To those who knew him at Davis, he came as close to being a pure teacher as any university is likely to find. As a mark of his dedication to teaching, he placed a large sign outside his office door which proclaimed to the world “Students First.” That door was always kept propped open, so that even the most timorous student would not fail to recognize the friendly access being offered. Entering the office always became an educational experience, for once inside, students and colleagues alike found themselves transported to an enchanting world of yesteryear. The walls and glass cases were stuffed with a bewildering number of old leather-bound books written in Latin, English, French, German and Italian. No one could help but breathe the feeling of history and learning that emanated from this professorial study. Indeed, the visitor to this office almost felt that he or she were in that venerable tower of learning in which the title hero of Goethe’s Faust had spent so many years of his academic life. It could surprise no one that Peter took a particular delight in teaching a class on that drama by Goethe.

Peter’s dedication to his students received special recognition when he was presented with UCD’s Outstanding Adviser Award in 1989 and Outstanding Mentor Award in 1996.

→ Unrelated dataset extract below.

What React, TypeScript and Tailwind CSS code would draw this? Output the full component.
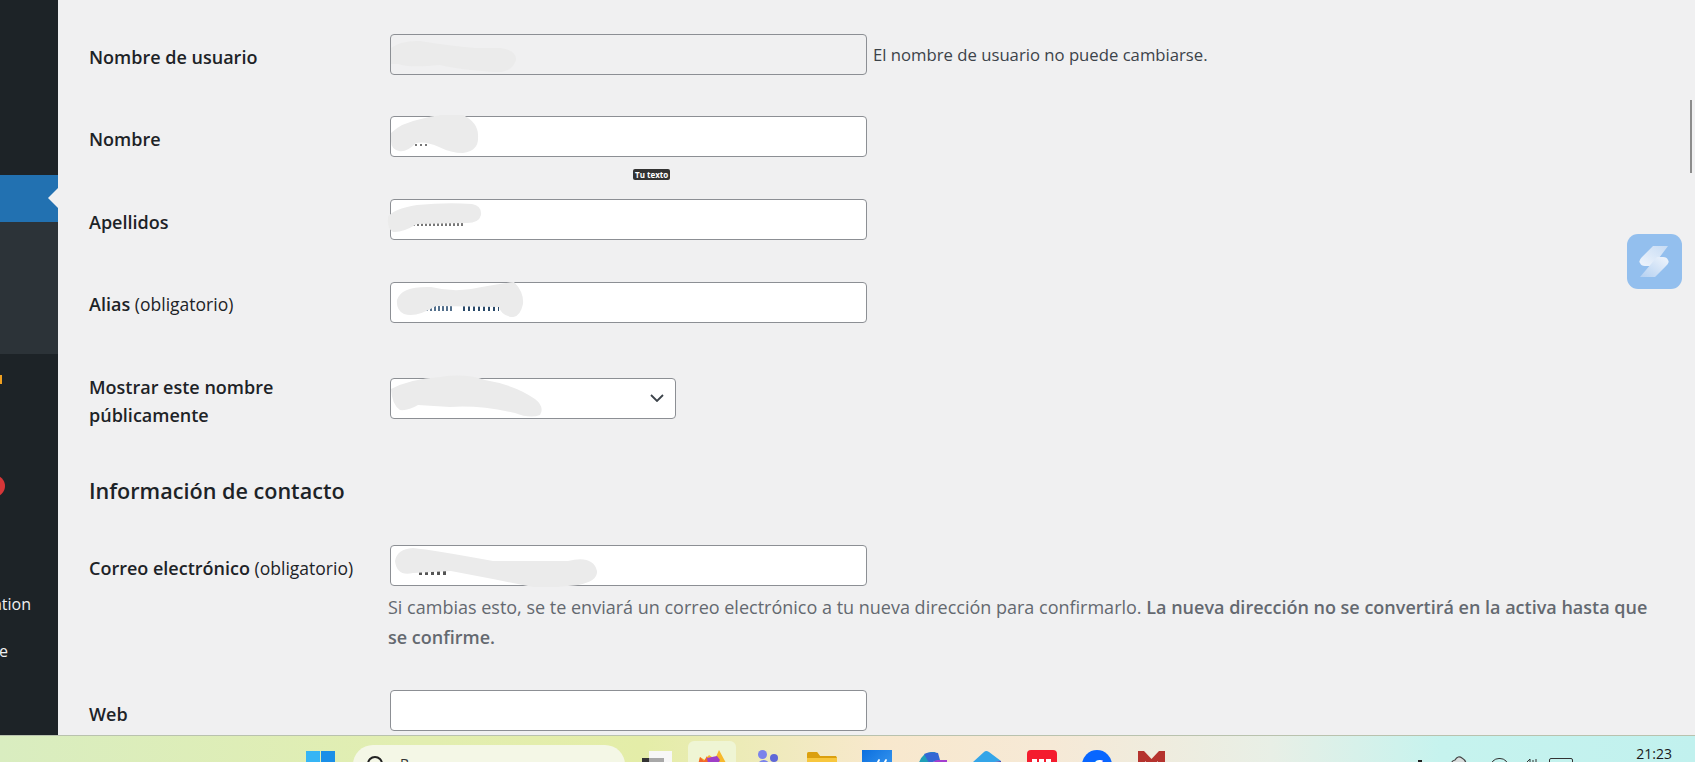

In creative research Peter will be remembered, first and foremost, for his commitment to the study of the Alsatian humanists of the sixteenth century. These were German authors who wrote in Latin, and Peter’s knowledge of their works was truly remarkable. This came about, not least of all, because of his enviable proficiency in Latin. He had learned the ancient languages at a very early age from his father, who had been a teacher of Latin and Greek at a German Gymnasium.

In the last ten years of his life, to his considerable delight, he found himself teaching the Classics in addition to his courses in the German language and literature. He taught courses on Virgil, Cicero, Beginning Greek and New Testament Greek. Particularly popular were the courses he designed to help students expand their vocabulary by analyzing the Greek and Latin roots of the more difficult words of the English language.

He took an equal delight in also teaching, on an overload basis, courses in music as well as in medieval and religious studies.

No statement about Peter’s life and work would be complete without a reference to his abiding interest in music. He was an accomplished pianist who gave recitals on the UCD campus and on the campuses of Georgetown and Princeton Universities and the University of Ottawa. He also performed in a Mozart Festival at the National Gallery of Art and at the Phillips Collection, Washington D.C. Frequently, he entertained his students, colleagues and friends with concerts in his Davis home.

He is survived by his wife Maria Kallai and sisters Susanne Manovill and Irene Stockton.